This work is an addition to the paper "Performance Ranking of Recommender Systems on Simulated Data" by Stavinova et al.
Recent studies have shown that modelling and simulation of interactions between a recommender system (RS) and its users have a great potential for accelerating the research and industrial deployment of RSs. Frameworks providing such simulations are called simulators and are widely used for RSs of different types.
Nevertheless, there exist the problem of simulation validation and of the inconsistency of RS performance ranking on real-world and the corresponding synthetic data. In this paper, using and extending the recently developed SynEvaRec simulator we propose a validation procedure for simulators of this type and study the consistency of RS performance ranking on response matrices of different sparsity.
It is observed in our experiments that (i) the procedure is an effective tool to see what one may expect from the simulation on real-world data, (ii) the consistency of RS performance ranking depend on the data considered and even the sample size used for RS training.
The repository has the following folders:
- data. Contains the real-world dataset. (see Data section)
- data_generators. Contains synthetic data generators
- modules. Contains sourse code of the models used duting experiments.
- notebooks. Contains experiments (see Experiments section).
- synthetic_data. Contains synthetic datasets.
Besides this, there are two Jupyter notebooks with examples of the models used duting experiments (AutoRec.ipynb, CollobarativeModel.ipynb).

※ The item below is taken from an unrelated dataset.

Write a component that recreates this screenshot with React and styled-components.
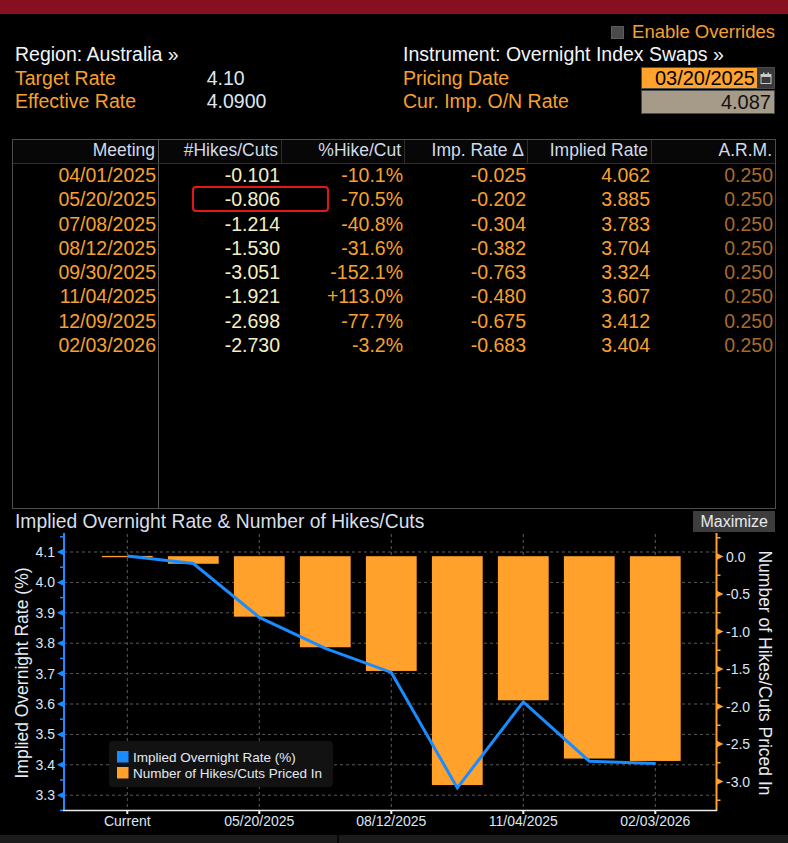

We use two types of datasets in the study:
- Validation data. The Validation dataset contains 1,000 users and 100 items (both with attributes), and 100,000 user-item responses (i.e. the data is complete). Each user and each item has three attributes, all of them are numeric.
- The real-world data. The dataset is a small one containing data about Restaurants and Their Clients (available here ).
Validation data is generated during experimentation with default settings.
Experiments are a set of Jupyter notebooks. All experiments are available in their respective folders:
For Validation dataset:
./notebooks/validation/ValidationPerformance.ipynb
./notebooks/validation/ValidationSurfaceDense.ipynb
./notebooks/validation/ValidationSurfaceSparce.ipynb
For Restaurants dataset:
./notebooks/rests/RestPerformance.ipynb
./notebooks/rests/RestSurfaceDense.ipynb
./notebooks/rests/RestSurfaceSparse.ipynb
Each of the notebooks (in order) contains an experiment with quality hierarchy, quality surfaces for dense data, quality surfaces for sparse data for the corresponding dataset.